MacBook Pro Keyboard - Image by Robin Wolff

The Apple world is in a bit of an uproar after it was discovered the new M2 MacBook Pro has slower SSDs than its predecessor.

Apple unveiled the M2 at WWDC 2022 in June. The new processor is the next generation of Apple’s custom silicon. While users are understandably excited about the performance gains the new processor brings, it seems some models may be held back by subpar SSD performance.

According to The Mac Observer, reviewers started noticing that the base 256GB M2 MacBook Pro had read speeds roughly 50% slower than the M1, while write speeds were roughly 30% slower. This not only impacts the computer’s speed when reading and writing data but also when using drive space for swap when the OS uses drive space as virtual RAM. This can happen when the physical RAM is being heavily used and is a practice all modern systems employ. The faster the drive, the better the system can approximate real RAM, making a slower SSD a potentially significant bottleneck.

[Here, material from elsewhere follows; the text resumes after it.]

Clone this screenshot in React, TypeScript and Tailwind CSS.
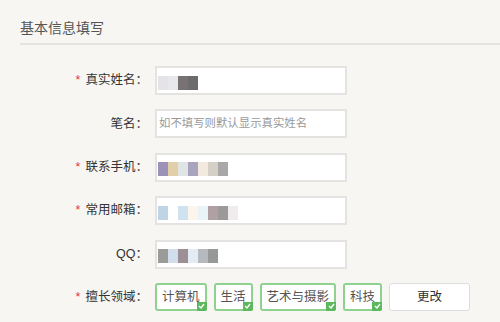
import React from "react";

const font = { fontFamily: '"Liberation Sans", "Noto Sans CJK SC", sans-serif' };

interface Row {
  label: string;
  required?: boolean;
  placeholder?: string;
  blur?: string[];
}

const rows: Row[] = [
  { label: "真实姓名", required: true, blur: ["#dcd9dc", "#dfe0e4", "#4a4446", "#3d3a3c"] },
  { label: "笔名", placeholder: "如不填写则默认显示真实姓名" },
  { label: "联系手机", required: true, blur: ["#7b6ea0", "#d6bf8c", "#d6dbdb", "#8b86a8", "#ede2d4", "#c8bfb6", "#8c8a8a"] },
  { label: "常用邮箱", required: true, blur: ["#a9c7dc", "#ffffff", "#c0d8ea", "#fbf1e6", "#e2eff5", "#978084", "#7a7777", "#ebe6e8"] },
  { label: "QQ", blur: ["#7a7a78", "#c1d4e6", "#7c6a72", "#d9e6f0", "#9ea3a8", "#747576"] },
];

const tags = ["计算机", "生活", "艺术与摄影", "科技"];

function Check() {
  return (
    <span className="absolute -bottom-[2px] -right-[2px] w-[10px] h-[9px] bg-[#5cb85c] rounded-br-[2px] flex items-center justify-center">
      <svg width="7" height="6" viewBox="0 0 7 6">
        <path d="M1 3 L3 5 L6 1" stroke="white" strokeWidth="1.4" fill="none" />
      </svg>
    </span>
  );
}

export default function App() {
  return (
    <div className="w-[500px] h-[322px] bg-[#f7f6f2] overflow-hidden" style={font}>
      <div className="pl-5 pt-[19px]">
        <h2 className="text-[14px] text-[#555] leading-[18px]">基本信息填写</h2>
        <div className="mt-[6px] h-[2px] bg-[#e5e3e0]" />
      </div>

      <div className="mt-[21px] flex flex-col gap-[14.4px]">
        {rows.map((r) => (
          <div key={r.label} className="flex items-center">
            <div className="w-[148px] text-right text-[12.5px] text-[#333]">
              {r.required && <span className="text-[#e4393c] mr-[5px]">*</span>}
              {r.label}：
            </div>
            <div className="ml-[7px] w-[192px] h-[29px] border-2 border-[#e4e3e1] bg-white flex items-center pl-[1px]">
              {r.placeholder ? (
                <span className="text-[11.4px] text-[#999] pl-[1px]">{r.placeholder}</span>
              ) : (
                <div className="flex mt-[4px]">
                  {r.blur?.map((c, i) => (
                    <span key={i} className="w-[10px] h-[14px]" style={{ backgroundColor: c, opacity: 0.75 }} />
                  ))}
                </div>
              )}
            </div>
          </div>
        ))}

        <div className="flex items-center">
          <div className="w-[148px] text-right text-[12.5px] text-[#333]">
            <span className="text-[#e4393c] mr-[5px]">*</span>擅长领域：
          </div>
          <div className="ml-[7px] flex gap-[7px]">
            {tags.map((t) => (
              <div
                key={t}
                className="relative h-[28px] px-[5px] border-2 border-[#8fd18f] rounded-[3px] bg-white flex items-center text-[12.5px] text-[#555]"
              >
                {t}
                <Check />
              </div>
            ))}
            <div className="h-[28px] w-[81px] border border-[#ddd] rounded-[3px] bg-white flex items-center justify-center text-[12.5px] text-[#333]">
              更改
            </div>
          </div>
        </div>
      </div>
    </div>
  );
}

According to YouTube channel Max Tech, the issue stems from the base model only using a single 256GB chip for the SSD instead of the two 128GB chips the M1 used. Using two chips allows them to operate in parallel, giving significant performance boosts.

Interestingly, reviews of the 512GB model show comparable performance to the M1 MacBook Pro. This would seem to indicate the more expensive model uses two 256GB chips.

Given Apple’s notoriously tight-lipped nature, the company has not commented on why it chose to include a single chip in the base M2 MacBook Pro instead of the superior dual-chip configuration. In all likelihood, however, the decision was probably made in response to the ongoing semiconductor shortage.